_Recorded information_:
>> Begin

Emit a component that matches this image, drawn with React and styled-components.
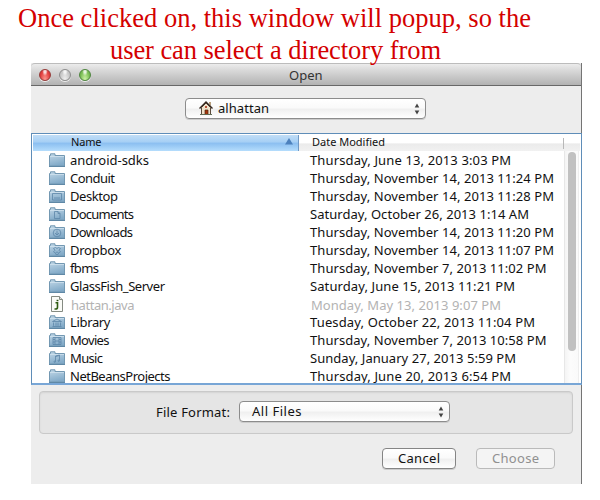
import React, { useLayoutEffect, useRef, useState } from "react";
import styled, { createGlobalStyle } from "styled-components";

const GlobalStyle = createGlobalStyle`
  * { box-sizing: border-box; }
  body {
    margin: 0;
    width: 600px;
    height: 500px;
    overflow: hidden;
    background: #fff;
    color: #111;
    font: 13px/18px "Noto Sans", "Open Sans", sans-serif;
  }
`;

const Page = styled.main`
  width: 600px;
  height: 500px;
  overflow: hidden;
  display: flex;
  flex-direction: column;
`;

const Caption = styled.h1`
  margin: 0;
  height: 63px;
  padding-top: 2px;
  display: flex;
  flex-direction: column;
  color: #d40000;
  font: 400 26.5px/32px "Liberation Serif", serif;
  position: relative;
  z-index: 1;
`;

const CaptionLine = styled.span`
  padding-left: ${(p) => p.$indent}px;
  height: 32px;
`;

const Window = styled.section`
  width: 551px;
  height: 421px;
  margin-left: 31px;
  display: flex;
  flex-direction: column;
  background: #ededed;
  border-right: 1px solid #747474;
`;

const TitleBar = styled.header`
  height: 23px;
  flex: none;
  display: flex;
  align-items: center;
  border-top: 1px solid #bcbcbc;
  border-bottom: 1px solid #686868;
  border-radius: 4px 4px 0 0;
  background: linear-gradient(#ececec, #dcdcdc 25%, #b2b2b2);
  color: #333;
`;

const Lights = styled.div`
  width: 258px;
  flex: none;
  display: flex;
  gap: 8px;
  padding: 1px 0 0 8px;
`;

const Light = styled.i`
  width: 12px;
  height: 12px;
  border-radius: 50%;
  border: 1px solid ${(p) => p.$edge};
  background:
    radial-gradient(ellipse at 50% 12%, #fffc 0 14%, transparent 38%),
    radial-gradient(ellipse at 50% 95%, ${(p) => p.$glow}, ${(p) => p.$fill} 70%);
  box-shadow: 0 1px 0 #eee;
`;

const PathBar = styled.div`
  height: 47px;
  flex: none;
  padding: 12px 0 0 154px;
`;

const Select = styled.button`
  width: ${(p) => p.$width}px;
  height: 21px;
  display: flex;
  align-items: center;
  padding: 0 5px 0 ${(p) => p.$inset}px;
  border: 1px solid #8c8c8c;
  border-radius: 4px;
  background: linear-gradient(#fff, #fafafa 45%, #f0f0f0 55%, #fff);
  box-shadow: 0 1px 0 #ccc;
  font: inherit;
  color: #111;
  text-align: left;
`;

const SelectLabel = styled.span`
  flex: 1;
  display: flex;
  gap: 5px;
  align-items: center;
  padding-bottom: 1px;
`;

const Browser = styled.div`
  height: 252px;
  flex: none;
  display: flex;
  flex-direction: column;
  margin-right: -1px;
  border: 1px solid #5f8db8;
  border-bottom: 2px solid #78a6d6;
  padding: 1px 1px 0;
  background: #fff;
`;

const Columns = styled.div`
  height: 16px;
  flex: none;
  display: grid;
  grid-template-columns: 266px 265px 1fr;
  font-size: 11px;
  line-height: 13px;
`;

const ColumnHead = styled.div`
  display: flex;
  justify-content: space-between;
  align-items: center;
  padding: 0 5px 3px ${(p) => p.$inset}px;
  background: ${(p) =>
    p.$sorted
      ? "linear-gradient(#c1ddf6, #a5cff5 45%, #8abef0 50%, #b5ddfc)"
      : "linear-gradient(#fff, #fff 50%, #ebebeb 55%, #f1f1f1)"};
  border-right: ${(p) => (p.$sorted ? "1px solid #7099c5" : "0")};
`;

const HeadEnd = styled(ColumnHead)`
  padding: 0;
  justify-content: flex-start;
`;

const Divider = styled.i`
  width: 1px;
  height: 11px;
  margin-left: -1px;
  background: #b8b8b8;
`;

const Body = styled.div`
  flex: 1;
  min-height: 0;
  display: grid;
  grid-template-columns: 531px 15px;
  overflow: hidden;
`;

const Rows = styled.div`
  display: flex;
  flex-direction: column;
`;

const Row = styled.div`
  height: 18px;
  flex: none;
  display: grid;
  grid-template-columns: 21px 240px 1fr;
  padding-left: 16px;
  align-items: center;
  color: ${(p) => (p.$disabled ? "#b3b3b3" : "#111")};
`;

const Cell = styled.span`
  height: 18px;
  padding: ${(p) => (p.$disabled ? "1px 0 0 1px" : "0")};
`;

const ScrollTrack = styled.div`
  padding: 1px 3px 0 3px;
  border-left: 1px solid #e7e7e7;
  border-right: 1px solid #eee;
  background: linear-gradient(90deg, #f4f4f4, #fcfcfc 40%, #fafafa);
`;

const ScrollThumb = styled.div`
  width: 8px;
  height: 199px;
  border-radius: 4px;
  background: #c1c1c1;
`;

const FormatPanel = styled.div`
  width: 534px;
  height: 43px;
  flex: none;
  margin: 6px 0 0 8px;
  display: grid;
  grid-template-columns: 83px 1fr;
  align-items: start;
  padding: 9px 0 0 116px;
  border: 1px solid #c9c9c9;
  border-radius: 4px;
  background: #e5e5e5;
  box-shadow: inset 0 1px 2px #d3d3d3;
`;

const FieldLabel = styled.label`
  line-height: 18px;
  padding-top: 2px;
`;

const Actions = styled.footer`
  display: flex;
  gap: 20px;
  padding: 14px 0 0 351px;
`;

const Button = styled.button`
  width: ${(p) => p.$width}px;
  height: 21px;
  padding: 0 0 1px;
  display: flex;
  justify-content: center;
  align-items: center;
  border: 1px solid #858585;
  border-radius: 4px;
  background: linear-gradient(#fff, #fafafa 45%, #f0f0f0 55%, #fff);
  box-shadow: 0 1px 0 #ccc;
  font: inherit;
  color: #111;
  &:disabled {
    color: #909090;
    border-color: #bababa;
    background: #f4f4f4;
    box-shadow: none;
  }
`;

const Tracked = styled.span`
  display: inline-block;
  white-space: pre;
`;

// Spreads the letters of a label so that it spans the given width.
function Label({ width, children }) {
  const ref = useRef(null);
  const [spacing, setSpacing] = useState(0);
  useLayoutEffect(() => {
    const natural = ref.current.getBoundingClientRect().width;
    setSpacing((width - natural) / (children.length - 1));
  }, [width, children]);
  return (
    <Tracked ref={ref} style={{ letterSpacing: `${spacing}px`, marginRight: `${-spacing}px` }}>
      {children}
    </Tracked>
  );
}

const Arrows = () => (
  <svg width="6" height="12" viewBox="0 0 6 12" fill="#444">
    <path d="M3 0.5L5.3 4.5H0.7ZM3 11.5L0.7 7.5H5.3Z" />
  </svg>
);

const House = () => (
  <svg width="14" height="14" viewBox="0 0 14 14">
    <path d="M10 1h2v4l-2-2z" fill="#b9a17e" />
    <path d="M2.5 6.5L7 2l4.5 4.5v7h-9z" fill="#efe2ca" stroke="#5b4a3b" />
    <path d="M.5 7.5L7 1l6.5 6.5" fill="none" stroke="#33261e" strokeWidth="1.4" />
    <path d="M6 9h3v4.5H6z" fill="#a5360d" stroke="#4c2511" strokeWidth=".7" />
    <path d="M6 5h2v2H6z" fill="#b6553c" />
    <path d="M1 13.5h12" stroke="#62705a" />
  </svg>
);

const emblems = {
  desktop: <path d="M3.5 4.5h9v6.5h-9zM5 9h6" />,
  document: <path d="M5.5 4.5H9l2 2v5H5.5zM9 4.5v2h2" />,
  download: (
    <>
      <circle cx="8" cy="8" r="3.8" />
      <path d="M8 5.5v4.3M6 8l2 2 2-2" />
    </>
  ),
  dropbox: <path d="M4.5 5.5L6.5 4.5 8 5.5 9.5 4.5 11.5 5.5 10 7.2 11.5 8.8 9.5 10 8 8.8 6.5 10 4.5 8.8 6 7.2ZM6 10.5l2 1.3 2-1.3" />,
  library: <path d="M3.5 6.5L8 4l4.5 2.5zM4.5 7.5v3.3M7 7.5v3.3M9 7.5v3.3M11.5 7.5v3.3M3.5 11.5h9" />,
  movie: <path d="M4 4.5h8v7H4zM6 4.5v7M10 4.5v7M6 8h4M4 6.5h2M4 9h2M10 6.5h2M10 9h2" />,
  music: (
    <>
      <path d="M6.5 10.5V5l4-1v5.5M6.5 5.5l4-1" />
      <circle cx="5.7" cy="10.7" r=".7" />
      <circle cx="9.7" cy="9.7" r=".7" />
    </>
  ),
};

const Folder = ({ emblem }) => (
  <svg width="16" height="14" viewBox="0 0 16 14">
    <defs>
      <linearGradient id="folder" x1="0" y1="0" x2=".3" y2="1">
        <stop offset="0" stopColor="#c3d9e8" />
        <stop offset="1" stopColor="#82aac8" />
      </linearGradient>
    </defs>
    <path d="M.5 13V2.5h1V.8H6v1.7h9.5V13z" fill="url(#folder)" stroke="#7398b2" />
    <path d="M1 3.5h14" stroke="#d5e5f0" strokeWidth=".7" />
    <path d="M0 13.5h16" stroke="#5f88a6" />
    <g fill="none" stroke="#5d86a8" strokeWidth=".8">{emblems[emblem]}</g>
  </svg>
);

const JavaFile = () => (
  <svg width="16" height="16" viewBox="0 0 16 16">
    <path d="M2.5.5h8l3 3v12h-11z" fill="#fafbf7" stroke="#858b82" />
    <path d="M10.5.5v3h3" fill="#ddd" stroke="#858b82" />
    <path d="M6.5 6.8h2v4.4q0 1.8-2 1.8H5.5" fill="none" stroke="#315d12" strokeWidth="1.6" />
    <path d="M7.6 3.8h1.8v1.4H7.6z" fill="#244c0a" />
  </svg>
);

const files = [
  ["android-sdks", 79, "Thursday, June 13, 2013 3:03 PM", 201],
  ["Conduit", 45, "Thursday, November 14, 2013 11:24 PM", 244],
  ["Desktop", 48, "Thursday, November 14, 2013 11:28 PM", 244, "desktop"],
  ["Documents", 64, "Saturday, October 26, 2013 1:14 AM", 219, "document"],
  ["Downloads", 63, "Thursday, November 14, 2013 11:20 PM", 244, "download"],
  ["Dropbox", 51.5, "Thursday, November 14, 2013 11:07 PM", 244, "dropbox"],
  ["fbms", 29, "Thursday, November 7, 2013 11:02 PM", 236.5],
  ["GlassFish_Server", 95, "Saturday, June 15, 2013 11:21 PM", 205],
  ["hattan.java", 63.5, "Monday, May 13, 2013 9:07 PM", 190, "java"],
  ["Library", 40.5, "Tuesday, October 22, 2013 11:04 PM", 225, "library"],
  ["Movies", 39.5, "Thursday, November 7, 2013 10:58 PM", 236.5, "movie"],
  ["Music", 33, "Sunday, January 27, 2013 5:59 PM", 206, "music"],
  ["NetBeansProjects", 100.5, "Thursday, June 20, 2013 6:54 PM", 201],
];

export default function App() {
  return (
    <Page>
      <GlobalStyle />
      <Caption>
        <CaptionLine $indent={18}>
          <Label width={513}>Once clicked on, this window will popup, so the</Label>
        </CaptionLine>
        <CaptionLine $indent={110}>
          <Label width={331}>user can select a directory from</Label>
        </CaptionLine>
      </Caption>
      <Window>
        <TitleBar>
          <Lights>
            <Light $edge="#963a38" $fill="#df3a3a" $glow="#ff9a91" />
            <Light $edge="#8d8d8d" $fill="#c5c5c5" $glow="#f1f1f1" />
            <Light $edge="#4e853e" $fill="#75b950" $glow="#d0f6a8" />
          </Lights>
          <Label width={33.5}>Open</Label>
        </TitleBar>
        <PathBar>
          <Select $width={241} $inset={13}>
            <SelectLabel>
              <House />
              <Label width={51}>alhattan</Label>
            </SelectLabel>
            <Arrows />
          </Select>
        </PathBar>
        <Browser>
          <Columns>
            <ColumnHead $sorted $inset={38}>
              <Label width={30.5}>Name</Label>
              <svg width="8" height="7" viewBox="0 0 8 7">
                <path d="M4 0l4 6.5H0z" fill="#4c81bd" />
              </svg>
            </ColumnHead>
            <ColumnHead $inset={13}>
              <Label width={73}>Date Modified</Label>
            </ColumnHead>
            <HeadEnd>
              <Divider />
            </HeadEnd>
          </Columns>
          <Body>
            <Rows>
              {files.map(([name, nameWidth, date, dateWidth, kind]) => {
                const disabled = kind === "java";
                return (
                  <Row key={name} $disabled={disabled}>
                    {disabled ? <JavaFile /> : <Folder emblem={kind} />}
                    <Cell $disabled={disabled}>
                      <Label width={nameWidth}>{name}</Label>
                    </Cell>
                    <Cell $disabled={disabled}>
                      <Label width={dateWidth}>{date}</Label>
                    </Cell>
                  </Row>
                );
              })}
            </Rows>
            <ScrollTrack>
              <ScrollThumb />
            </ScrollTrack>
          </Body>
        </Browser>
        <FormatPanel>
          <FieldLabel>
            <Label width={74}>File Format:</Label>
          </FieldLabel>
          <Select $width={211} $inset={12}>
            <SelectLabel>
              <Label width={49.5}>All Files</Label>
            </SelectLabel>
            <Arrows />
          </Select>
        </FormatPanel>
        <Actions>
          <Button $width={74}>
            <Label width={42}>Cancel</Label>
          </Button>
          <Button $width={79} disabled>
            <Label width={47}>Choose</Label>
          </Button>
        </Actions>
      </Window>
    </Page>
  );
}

>> End

_The request_: Only lines with the string "React" belong in your answer; copy each one.

_Task result_:
Emit a component that matches this image, drawn with React and styled-components.
import React, { useLayoutEffect, useRef, useState } from "react";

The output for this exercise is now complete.